WHAT TO DO
Go through the material below, count the lines with the word "styles", and reply with the count alone.

### DATA LINES ###

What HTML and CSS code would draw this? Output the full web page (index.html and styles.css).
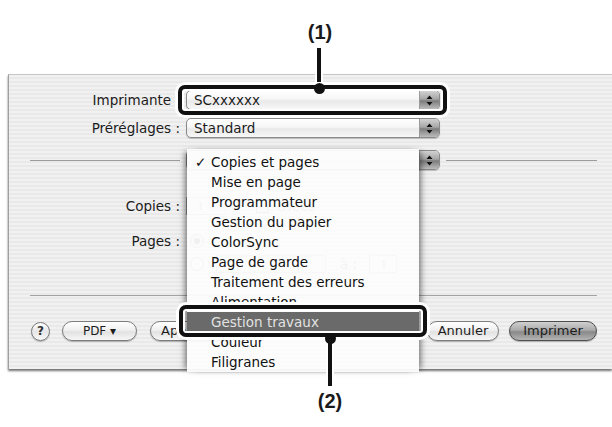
FILE: index.html
```html
<!DOCTYPE html>
<html lang="fr">
<head>
  <meta charset="UTF-8">
  <title>Imprimer</title>
  <link rel="stylesheet" href="styles.css">
</head>
<body>
  <div class="page">
    <div class="dialog">
      <div class="row first">
        <div class="label">Imprimante :</div>
        <div class="popup"><span class="value">SCxxxxxx</span><span class="arrows"><svg width="7" height="11" viewBox="0 0 7 11"><path d="M3.5 0.5 L6.5 4 H0.5Z M0.5 7 H6.5 L3.5 10.5Z" fill="#111"/></svg></span></div>
      </div>
      <div class="row">
        <div class="label">Préréglages :</div>
        <div class="popup"><span class="value">Standard</span><span class="arrows"><svg width="7" height="11" viewBox="0 0 7 11"><path d="M3.5 0.5 L6.5 4 H0.5Z M0.5 7 H6.5 L3.5 10.5Z" fill="#111"/></svg></span></div>
      </div>
      <div class="divider">
        <span class="line short"></span>
        <div class="popup"><span class="value"></span><span class="arrows"><svg width="7" height="11" viewBox="0 0 7 11"><path d="M3.5 0.5 L6.5 4 H0.5Z M0.5 7 H6.5 L3.5 10.5Z" fill="#111"/></svg></span></div>
        <span class="line"></span>
      </div>
      <div class="row copies">
        <div class="label">Copies :</div>
        <div class="field">1</div>
        <span class="check"></span>
        <span class="faint">triées</span>
      </div>
      <div class="row pages">
        <div class="label">Pages :</div>
        <span class="radio on"></span>
      </div>
      <div class="row range">
        <div class="label"></div>
        <span class="radio"></span>
        <div class="field small blank"></div>
        <span class="faint">à :</span>
        <div class="field small">1</div>
      </div>
      <div class="rule"></div>
      <div class="buttons">
        <span class="help">?</span>
        <span class="pill pdf">PDF ▾</span>
        <span class="pill preview">Aperçu</span>
        <span class="spacer"></span>
        <span class="pill cancel">Annuler</span>
        <span class="pill default">Imprimer</span>
      </div>
    </div>

    <ul class="menu">
      <li class="checked">Copies et pages</li>
      <li>Mise en page</li>
      <li>Programmateur</li>
      <li>Gestion du papier</li>
      <li>ColorSync</li>
      <li>Page de garde</li>
      <li>Traitement des erreurs</li>
      <li>Alimentation</li>
      <li class="selected">Gestion travaux</li>
      <li>Couleur</li>
      <li>Filigranes</li>
    </ul>

    <!-- callout (1) -->
    <div class="num one">(1)</div>
    <div class="stem one"></div>
    <div class="callout one"></div>
    <div class="dot one"></div>

    <!-- callout (2) -->
    <div class="callout two"></div>
    <div class="stem two"></div>
    <div class="dot two"></div>
    <div class="num two">(2)</div>
  </div>
</body>
</html>
```

FILE: styles.css
```css
body {
  margin: 0;
  background: #fff;
  font-family: 'DejaVu Sans', sans-serif;
  font-size: 13.5px;
  color: #1c1c1c;
}
.page {
  position: relative;
  width: 612px;
  height: 427px;
  overflow: hidden;
}
.dialog {
  margin: 74px 0 0 8px;
  height: 295px;
  box-sizing: border-box;
  padding: 15px 15px 0 0;
  border-top: 1px solid #c6c6c6;
  border-left: 1px solid #a0a0a0;
  background: repeating-linear-gradient(to bottom, #f1f1f1 0 2px, #e9e9e9 2px 4px);
  box-shadow: 0 2px 2px rgba(0, 0, 0, 0.55);
}
.row {
  display: flex;
  align-items: center;
  height: 20px;
  margin-bottom: 8px;
}
.label {
  width: 177px;
  flex: none;
  box-sizing: border-box;
  padding-right: 6px;
  text-align: right;
  white-space: nowrap;
}
.popup {
  width: 254px;
  height: 20px;
  flex: none;
  box-sizing: border-box;
  display: flex;
  border: 1px solid #8a8a8a;
  border-radius: 5px;
  background: linear-gradient(#ffffff, #f6f6f6 45%, #e9e9e9 55%, #f7f7f7);
  box-shadow: 0 1px 1px rgba(0, 0, 0, 0.2);
  overflow: hidden;
}
.popup .value {
  flex: 1;
  padding-left: 7px;
  line-height: 18px;
  white-space: nowrap;
}
.popup .arrows {
  width: 19px;
  display: flex;
  align-items: center;
  justify-content: center;
  border-left: 1px solid #9a9a9a;
  background: linear-gradient(#d2d2d2, #a6a6a6 45%, #7c7c7c 55%, #bcbcbc);
}
.divider {
  display: flex;
  align-items: center;
  height: 20px;
  margin-top: 12px;
  padding-left: 21px;
}
.divider .line {
  flex: 1;
  height: 1px;
  background: #9c9c9c;
}
.divider .line.short {
  flex: none;
  width: 150px;
}
.divider .popup {
  margin: 0 6px;
}
.row.copies {
  margin-top: 26px;
  margin-bottom: 15px;
}
.row.range {
  margin-top: -5px;
}
.field {
  width: 40px;
  height: 18px;
  box-sizing: border-box;
  border: 1px solid #999;
  background: #fff;
  padding-left: 10px;
  line-height: 16px;
  font-family: 'Liberation Serif', serif;
  color: #666;
  margin-right: 30px;
}
.field.small {
  width: 28px;
  margin: 0 6px;
}
.field.blank {
  width: 110px;
  margin-right: 14px;
}
.check {
  width: 11px;
  height: 11px;
  border: 1px solid #555;
  background: #ddd;
  margin-right: 8px;
}
.radio {
  width: 12px;
  height: 12px;
  border: 1px solid #666;
  border-radius: 50%;
  margin: 0 6px 0 4px;
  background: #eee;
}
.radio.on {
  background: radial-gradient(circle, #333 0 3px, #ddd 3.5px);
}
.faint {
  color: #555;
  margin-right: 6px;
}
.rule {
  height: 1px;
  margin: 21px 0 25px 21px;
  background: #a4a4a4;
}
.buttons {
  display: flex;
  align-items: center;
  height: 20px;
  padding-left: 22px;
  font-size: 13px;
}
.help {
  width: 19px;
  height: 19px;
  box-sizing: border-box;
  border: 1px solid #7a7a7a;
  border-radius: 50%;
  background: linear-gradient(#fff, #e6e6e6 50%, #f8f8f8);
  text-align: center;
  line-height: 17px;
  font-size: 12px;
  font-weight: bold;
  color: #333;
  margin-right: 12px;
  box-shadow: 0 1px 1px rgba(0, 0, 0, 0.25);
}
.pill {
  height: 20px;
  box-sizing: border-box;
  border: 1px solid #7c7c7c;
  border-radius: 10px;
  background: linear-gradient(#ffffff, #f0f0f0 45%, #e2e2e2 55%, #f7f7f7);
  box-shadow: 0 1px 1px rgba(0, 0, 0, 0.25);
  text-align: center;
  line-height: 18px;
}
.pill.pdf {
  width: 75px;
  margin-right: 13px;
  font-size: 12px;
}
.pill.preview {
  width: 90px;
  text-align: left;
  padding-left: 10px;
}
.spacer {
  flex: 1;
}
.pill.cancel {
  width: 72px;
  margin-right: 10px;
}
.pill.default {
  width: 88px;
  border-color: #4e4e4e;
  background: linear-gradient(#d0d0d0, #aaaaaa 45%, #888888 55%, #b4b4b4);
}
.menu {
  position: absolute;
  left: 187px;
  top: 149px;
  width: 232px;
  height: 223px;
  margin: 0;
  padding: 3px 0 0;
  box-sizing: border-box;
  list-style: none;
  background: rgba(252, 252, 252, 0.95);
  box-shadow: -5px 0 6px -3px rgba(0, 0, 0, 0.5), 5px 0 6px -3px rgba(0, 0, 0, 0.5);
  color: #111;
  overflow: hidden;
}
.menu li {
  position: relative;
  height: 20px;
  line-height: 20px;
  padding-left: 24px;
  white-space: nowrap;
}
.menu li.checked::before {
  content: "✓";
  position: absolute;
  left: 8px;
}
.menu li.selected {
  background: #6a6a6a;
  color: #e2e2e2;
}
.num {
  position: absolute;
  width: 40px;
  margin-left: -20px;
  text-align: center;
  font-family: 'Liberation Sans', Arial, sans-serif;
  font-weight: bold;
  font-size: 20px;
  color: #1a1a1a;
}
.num.one { left: 320px; top: 21px; }
.num.two { left: 330px; top: 390px; }
.stem {
  position: absolute;
  width: 4px;
  background: #111;
  box-shadow: 0 0 0 2px #fff;
}
.stem.one { left: 317px; top: 48px; height: 40px; }
.stem.two { left: 328px; top: 338px; height: 48px; }
.callout {
  position: absolute;
  border: 4px solid #111;
  border-radius: 7px;
  box-shadow: 0 0 0 3px #fff, inset 0 0 0 2px #fff;
}
.callout.one { left: 178px; top: 85px; width: 261px; height: 22px; }
.callout.two { left: 179px; top: 305px; width: 240px; height: 24px; }
.dot {
  position: absolute;
  width: 11px;
  height: 11px;
  margin: -5px 0 0 -5px;
  border-radius: 50%;
  background: #111;
}
.dot.one { left: 319px; top: 88px; }
.dot.two { left: 330px; top: 338px; }
```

###

ANSWER TO THE TASK
3